La concentración puede venir como jornadas extensas, intensas, de acariciar una pieza para llegar a su única forma posible, una complejidad de ángulos que oscilan y cambian los caminos de la luz. O también una montaña rusa, un estar “de golpe triste, de golpe fóbica”, un abocarse tan intensamente a volver cuerpo eso que era un dibujo que “también siento una cosa muy corporal, como un trabajo que termina haciendo que yo misma, físicamente, sea yeso”. O también a llegar un día al taller y dar vuelta todo lo que venía haciendo, decir “no va así, va todo blanco, ¿todo blanco? ¡Todo blanco!”.

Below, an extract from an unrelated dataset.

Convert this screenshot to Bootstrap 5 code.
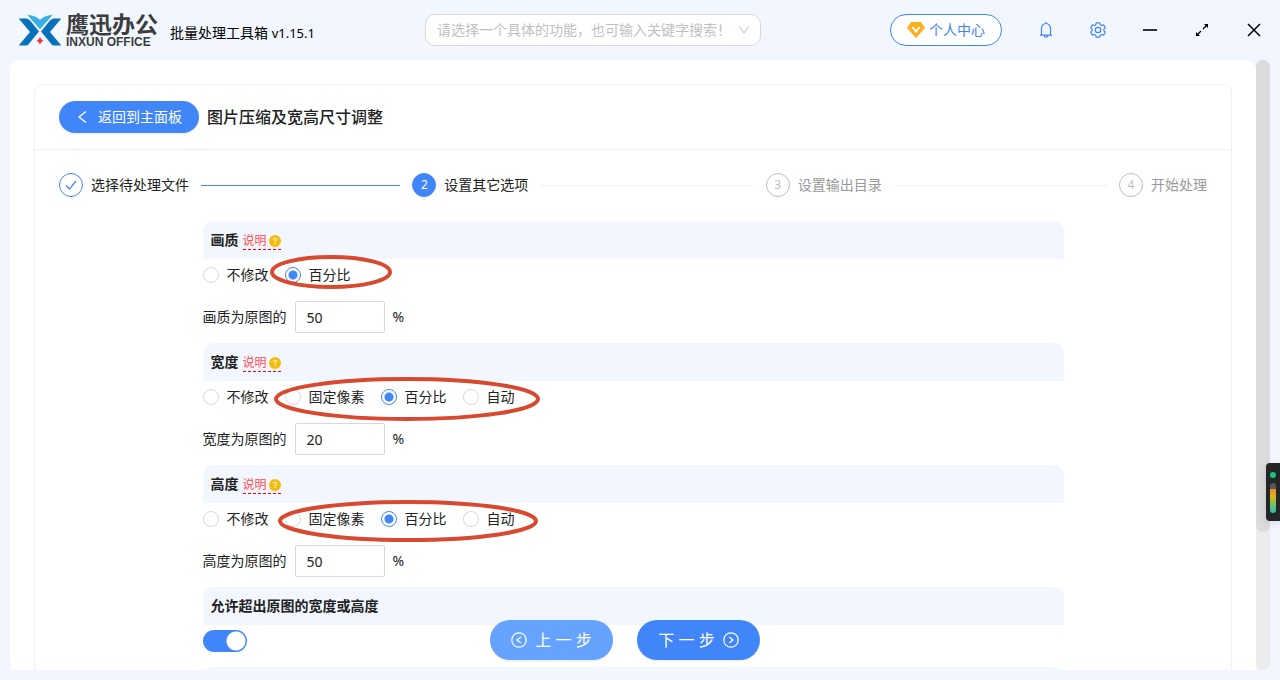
<!DOCTYPE html>
<html lang="zh-CN">
<head>
<meta charset="utf-8">
<meta name="viewport" content="width=device-width, initial-scale=1">
<title>鹰迅办公 批量处理工具箱</title>
<link href="https://cdn.jsdelivr.net/npm/bootstrap@5.3.0/dist/css/bootstrap.min.css" rel="stylesheet">
<style>
:root { --brand: #4086f9; --tint: #f2f7ff; --line: #f0f0f0; }
body { font-family: "Noto Sans", "Noto Sans CJK SC", sans-serif; font-size: 14px; line-height: 22px; color: #222; background: var(--tint); }
button, input, select { font: inherit; }
svg { display: block; flex: none; }

/* top bar */
.topbar { height: 60px; flex: none; }
.brand-area { flex: 0 0 425px; padding-left: 18px; }
.brand-name { font-size: 23px; line-height: 24px; font-weight: 700; color: #3c3c3c; }
.brand-sub { font-family: "Liberation Sans", sans-serif; font-size: 12px; line-height: 12px; font-weight: 700; color: #3c3c3c; }
.app-title { color: #000; margin-left: 10px; margin-top: 6px; }
.app-title span { font-size: 13px; }
.finder { flex: 0 1 336px; }
.finder select { height: 32px; border: 1px solid #d9d9d9; border-radius: 10px; color: #bfbfbf; background: #fff; padding: 0 28px 0 11px; appearance: none; }
.finder svg { right: 11px; top: 10px; pointer-events: none; }
.btn-user { height: 32px; border: 1px solid var(--brand); border-radius: 16px; color: var(--brand); background: #fff; padding: 0 16px; margin-right: 18px; }
.tool { width: 52px; height: 32px; border: 0; background: none; padding: 0; color: #000; }
.tool.tinted { color: var(--brand); }

/* scrolling panel */
.stage { padding: 0 10px 10px; min-height: 0; }
.sheet { background: #fff; border-radius: 10px 10px 0 0; padding: 24px 24px 0; min-width: 0; }
.panel { border: 1px solid var(--line); border-radius: 8px; }
.panel-top { padding: 16px 24px; border-bottom: 1px solid var(--line); }
.panel-main { padding: 23px 24px; }
.panel-title { font-size: 16px; line-height: 24px; font-weight: 500; }
.track { width: 14px; flex: none; background: #ececec; border-radius: 7px; }
.thumb { height: 77.3%; background: #dcdcdc; border-radius: 7px; }
.btn-main { border: 0; color: #fff; background: var(--brand); border-radius: 20px; box-shadow: 0 2px 0 rgba(0,0,0,.045); }
.btn-back { height: 32px; width: 140px; }
.btn-step { height: 40px; width: 123px; font-size: 16px; }
.btn-step.prev { background: #66a3ff; }
.pager { bottom: 20px; gap: 24px; padding-right: 30px; }

/* steps */
.step { gap: 12px; padding-right: 12px; color: #222; }
.step::after { content: ""; flex: 1; height: 1px; background: var(--line); }
.step:last-child { padding-right: 0; }
.step:last-child::after { display: none; }
.step.done::after { background: var(--brand); }
.step.wait { color: #999; }
.step-dot { width: 24px; height: 24px; border: 1px solid #bfbfbf; border-radius: 50%; color: #bfbfbf; }
.step.done .step-dot { border-color: var(--brand); color: var(--brand); }
.step.now .step-dot { border-color: var(--brand); background: var(--brand); color: #fff; }
.step-dot span { font-size: 12px; }

/* option groups */
.group-head { height: 38px; background: var(--tint); border-radius: 10px 10px 0 0; padding: 0 8px; font-weight: 600; gap: 4px; }
.hint { color: #ff4d4f; font-size: 12px; line-height: 16px; font-weight: 400; padding-top: 2px; border-bottom: 1px dashed #f00; text-decoration: none; gap: 2px; }
.line-row { height: 32px; margin-bottom: 10px; gap: 8px; }
.choices { gap: 16px; }
.choice { gap: 8px; }
.choice input { appearance: none; width: 16px; height: 16px; margin: 0; border: 1px solid #d9d9d9; border-radius: 50%; background: #fff; }
.choice input:checked { border-color: var(--brand); background: radial-gradient(circle, var(--brand) 4px, transparent 5px) #fff; }
.num { width: 90px; height: 32px; border: 1px solid #d9d9d9; border-radius: 2px; padding: 0 11px; color: #222; }
.toggle { appearance: none; width: 44px; height: 22px; margin: 0; border-radius: 11px; background: radial-gradient(circle at 33px 11px, #fff 9px, transparent 10px) var(--brand); }
.ring { fill: none; stroke: #d84a2f; stroke-width: 4; }
.ring-svg { pointer-events: none; overflow: visible; left: 0; top: 0; }

/* floating level meter */
.meter { right: 0; top: 463px; width: 14px; height: 58px; background: #242525; border-radius: 4px 0 0 4px; padding: 9px 4px 8px; box-shadow: 0 2px 8px rgba(90,90,180,.2); }
.meter i { width: 6px; height: 6px; border-radius: 50%; background: #14c977; }
.meter b { width: 6px; height: 30px; border-radius: 3px; background: linear-gradient(#55555c 6px, #f0892c 6px, #d9b31d 14px, #6bc06a 22px, #2bb9c4); }
</style>
</head>
<body class="vh-100 overflow-hidden d-flex flex-column">
<header class="topbar d-flex align-items-center">
  <div class="brand-area d-flex align-items-center">
    <svg width="44" height="32" viewBox="0 0 44 32" aria-hidden="true">
      <path fill="#0871b9" d="M.7 4.500H8.500Q11 5 12.500 7L21 17.500L9.500 31.500H.7L12 18Z"/>
      <path fill="#0871b9" d="M43.300 4.500H35.500Q33 5 31.500 7L23 17.500L34.500 31.500H43.300L32 18Z"/>
      <path fill="#35aee2" stroke="#f2f7ff" stroke-width=".6" d="M8.500 .5Q17 .8 22 5.500Q27 .8 35.500 .5Q33 2 31.500 5L22 15.500L12.500 5Q11 2 8.500 .5Z"/>
      <path fill="#e8383d" d="M22 22.500Q22.700 26 26 26.700Q22.700 27.500 22 31Q21.300 27.500 18 26.700Q21.300 26 22 22.500Z"/>
    </svg>
    <div class="ms-1 text-nowrap">
      <div class="brand-name">鹰迅办公</div>
      <div class="brand-sub">INXUN OFFICE</div>
    </div>
    <div class="app-title text-nowrap ms-2 ps-1">批量处理工具箱 <span>v1.15.1</span></div>
  </div>
  <div class="finder position-relative">
    <select class="w-100" aria-label="功能搜索"><option>请选择一个具体的功能，也可输入关键字搜索！</option></select>
    <svg class="position-absolute" width="12" height="12" viewBox="0 0 12 12" fill="none" stroke="#bfbfbf"><path d="M1 2L6 9L11 2"/></svg>
  </div>
  <div class="ms-auto d-flex align-items-center">
    <button class="btn-user d-flex align-items-center gap-1 text-nowrap">
      <svg width="18" height="16" viewBox="0 0 18 16"><path fill="#fdae1c" d="M4 0H14L18 6L9 16L0 6Z"/><path d="M5.500 5L9 9.500L12.500 5" fill="none" stroke="#fff" stroke-width="2"/></svg>
      个人中心
    </button>
    <button class="tool tinted d-flex align-items-center justify-content-center" aria-label="通知">
      <svg width="14" height="16" viewBox="0 0 14 16" fill="none" stroke="currentColor" stroke-width="1.200"><path d="M7 0V1.500M2.500 13V6.500A4.500 5 0 0 1 11.500 6.500V13M1 13.200H13M5 13.500Q5.500 15.200 7 15.200T9 13.500"/></svg>
    </button>
    <button class="tool tinted d-flex align-items-center justify-content-center" aria-label="设置">
      <svg width="16" height="16" viewBox="0 0 16 16" fill="none" stroke="currentColor" stroke-width="1.200" stroke-linejoin="round"><path d="M6.200 .8H9.800L10.300 2.800L11.600 3.500L13.600 2.900L15.300 5.800L13.900 7.200V8.800L15.300 10.200L13.600 13.100L11.600 12.500L10.300 13.200L9.800 15.200H6.200L5.700 13.200L4.400 12.500L2.400 13.100L.7 10.200L2.100 8.800V7.200L.7 5.800L2.400 2.900L4.400 3.500L5.700 2.800Z"/><circle cx="8" cy="8" r="2.700"/></svg>
    </button>
    <button class="tool d-flex align-items-center justify-content-center" aria-label="最小化">
      <svg width="14" height="14" viewBox="0 0 14 14"><path d="M0 7H14" stroke="currentColor" stroke-width="1.600"/></svg>
    </button>
    <button class="tool d-flex align-items-center justify-content-center" aria-label="最大化">
      <svg width="14" height="14" viewBox="0 0 14 14"><path d="M8 6L11.500 2.500M6 8L2.500 11.500" stroke="currentColor" stroke-width="1.300"/><path d="M9 1H13V5ZM1 9V13H5Z"/></svg>
    </button>
    <button class="tool d-flex align-items-center justify-content-center" aria-label="关闭">
      <svg width="14" height="14" viewBox="0 0 14 14"><path d="M1 1L13 13M13 1L1 13" stroke="currentColor" stroke-width="1.500"/></svg>
    </button>
  </div>
</header>

<main class="stage flex-grow-1 d-flex position-relative">
  <div class="sheet flex-grow-1 overflow-hidden">
    <div class="panel">
      <div class="panel-top d-flex align-items-center gap-2">
        <button class="btn-main btn-back d-flex align-items-center justify-content-center gap-2">
          <svg width="14" height="14" viewBox="0 0 14 14" fill="none" stroke="currentColor" stroke-width="1.300"><path d="M10 1.500L3 7L10 12.500"/></svg>
          返回到主面板
        </button>
        <h1 class="panel-title m-0">图片压缩及宽高尺寸调整</h1>
      </div>
      <div class="panel-main">
        <div class="d-flex text-nowrap">
          <div class="step done d-flex align-items-center flex-fill w-25"><div class="d-flex align-items-center gap-2"><div class="step-dot d-flex align-items-center justify-content-center"><svg width="12" height="12" viewBox="0 0 12 12" fill="none" stroke="currentColor" stroke-width="1.200"><path d="M1 6.500L4.500 10L11 2"/></svg></div>选择待处理文件</div></div>
          <div class="step now d-flex align-items-center flex-fill w-25"><div class="d-flex align-items-center gap-2"><div class="step-dot d-flex align-items-center justify-content-center"><span>2</span></div>设置其它选项</div></div>
          <div class="step wait d-flex align-items-center flex-fill w-25"><div class="d-flex align-items-center gap-2"><div class="step-dot d-flex align-items-center justify-content-center"><span>3</span></div>设置输出目录</div></div>
          <div class="step wait d-flex align-items-center"><div class="d-flex align-items-center gap-2"><div class="step-dot d-flex align-items-center justify-content-center"><span>4</span></div>开始处理</div></div>
        </div>

        <form class="w-75 mx-auto mt-4">
          <section>
            <div class="group-head d-flex align-items-center">画质 <a href="#" class="hint d-flex align-items-center">说明<svg width="12" height="12" viewBox="0 0 12 12"><circle cx="6" cy="6" r="6" fill="#f5bd0b"/><path d="M4.300 4.700Q4.300 3.200 6 3.200T7.700 4.600Q7.700 5.400 6 6.100V7" fill="none" stroke="#fff"/><path d="M5.400 8H6.600V9H5.400Z" fill="#fff"/></svg></a></div>
            <div class="line-row choices d-flex align-items-center position-relative">
              <label class="choice d-flex align-items-center"><input type="radio" name="quality">不修改</label>
              <label class="choice d-flex align-items-center"><input type="radio" name="quality" checked>百分比</label>
              <svg class="ring-svg position-absolute" width="340" height="32"><ellipse class="ring" cx="128" cy="13" rx="59" ry="15"/></svg>
            </div>
            <div class="line-row d-flex align-items-center"><label for="q">画质为原图的</label><input class="num" id="q" type="text" value="50">%</div>
          </section>
          <section>
            <div class="group-head d-flex align-items-center">宽度 <a href="#" class="hint d-flex align-items-center">说明<svg width="12" height="12" viewBox="0 0 12 12"><circle cx="6" cy="6" r="6" fill="#f5bd0b"/><path d="M4.300 4.700Q4.300 3.200 6 3.200T7.700 4.600Q7.700 5.400 6 6.100V7" fill="none" stroke="#fff"/><path d="M5.400 8H6.600V9H5.400Z" fill="#fff"/></svg></a></div>
            <div class="line-row choices d-flex align-items-center position-relative">
              <label class="choice d-flex align-items-center"><input type="radio" name="width">不修改</label>
              <label class="choice d-flex align-items-center"><input type="radio" name="width">固定像素</label>
              <label class="choice d-flex align-items-center"><input type="radio" name="width" checked>百分比</label>
              <label class="choice d-flex align-items-center"><input type="radio" name="width">自动</label>
              <svg class="ring-svg position-absolute" width="340" height="32"><ellipse class="ring" cx="204" cy="18" rx="131" ry="20"/></svg>
            </div>
            <div class="line-row d-flex align-items-center"><label for="w">宽度为原图的</label><input class="num" id="w" type="text" value="20">%</div>
          </section>
          <section>
            <div class="group-head d-flex align-items-center">高度 <a href="#" class="hint d-flex align-items-center">说明<svg width="12" height="12" viewBox="0 0 12 12"><circle cx="6" cy="6" r="6" fill="#f5bd0b"/><path d="M4.300 4.700Q4.300 3.200 6 3.200T7.700 4.600Q7.700 5.400 6 6.100V7" fill="none" stroke="#fff"/><path d="M5.400 8H6.600V9H5.400Z" fill="#fff"/></svg></a></div>
            <div class="line-row choices d-flex align-items-center position-relative">
              <label class="choice d-flex align-items-center"><input type="radio" name="height">不修改</label>
              <label class="choice d-flex align-items-center"><input type="radio" name="height">固定像素</label>
              <label class="choice d-flex align-items-center"><input type="radio" name="height" checked>百分比</label>
              <label class="choice d-flex align-items-center"><input type="radio" name="height">自动</label>
              <svg class="ring-svg position-absolute" width="340" height="32"><ellipse class="ring" cx="205" cy="18" rx="128" ry="19"/></svg>
            </div>
            <div class="line-row d-flex align-items-center"><label for="h">高度为原图的</label><input class="num" id="h" type="text" value="50">%</div>
          </section>
          <section>
            <div class="group-head d-flex align-items-center"><label for="over">允许超出原图的宽度或高度</label></div>
            <div class="line-row d-flex align-items-center"><input class="toggle" id="over" type="checkbox" role="switch" checked></div>
          </section>
          <section><div class="group-head"></div></section>
        </form>
      </div>
    </div>
  </div>
  <div class="track"><div class="thumb"></div></div>
  <div class="pager position-absolute start-0 end-0 d-flex justify-content-center">
    <button class="btn-main btn-step prev d-flex align-items-center justify-content-center gap-2">
      <svg width="16" height="16" viewBox="0 0 16 16" fill="none" stroke="currentColor" stroke-width="1.200"><circle cx="8" cy="8" r="7.200"/><path d="M9.800 5L6 8L9.800 11"/></svg>
      <span>上 一 步</span>
    </button>
    <button class="btn-main btn-step d-flex align-items-center justify-content-center gap-2">
      <span>下 一 步</span>
      <svg width="16" height="16" viewBox="0 0 16 16" fill="none" stroke="currentColor" stroke-width="1.200"><circle cx="8" cy="8" r="7.200"/><path d="M6.200 5L10 8L6.200 11"/></svg>
    </button>
  </div>
</main>
<aside class="meter position-fixed d-flex flex-column justify-content-between align-items-center"><i></i><b></b></aside>
<script src="https://cdn.jsdelivr.net/npm/bootstrap@5.3.0/dist/js/bootstrap.bundle.min.js"></script>
</body>
</html>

Al otro lado de la sala, en realidad dando la bienvenida al público, espera otro enigma sin título ni lectura orientada: un pollito semicubierto por una máscara, un repertorio de máscaras asomando desde una cajita, una máscara (esta vez de conejo) sobre el suelo, oculta su cara. Aquí sí hay colores, aunque no en todo, y también una escala quizá más tranquilizadora, porque lo que horada no es tanto la emoción sensorial como presenciar el gesto de quien se esconde –¿de qué?, ¿de quiénes?, quizá de la mirada que observa sin pudor–, de quien se cree a salvo de la apelación, de la pregunta que en definitiva es todo encuentro con la mirada del otro. En el medio, entre el escondite fallido y la exigencia del contacto con la vida alrededor, vuelve otra vez y siempre el principio: un encuentro con volúmenes cifrados, inspirados, desbordados, convertidos en presencias gracias a esos cuerpos.

¿Qué es lo que tiene el volumen?

–Me gusta el cuerpo de las cosas. La cosa absolutamente plana no me emociona tanto como me emocionan los cuerpos. Es un trabajo que hago obedeciendo mucho a mi intuición, es algo que tardo en hacer consciente. Pero cuando paso a hacerlo, cuando empiezo, esto de poder agarrar, tocar, es una cosa mágica. Y sin embargo, con el dibujo me pasa algo distinto: ahora estoy dibujando y es algo absolutamente plano, color blanco, fondos lisos, líneas por dibujos.

Elba Bairon, en El Borde arte contemporáneo, Uriarte 1356. Reinaugura el 29 de enero y permanecerá hasta el 23 de febrero.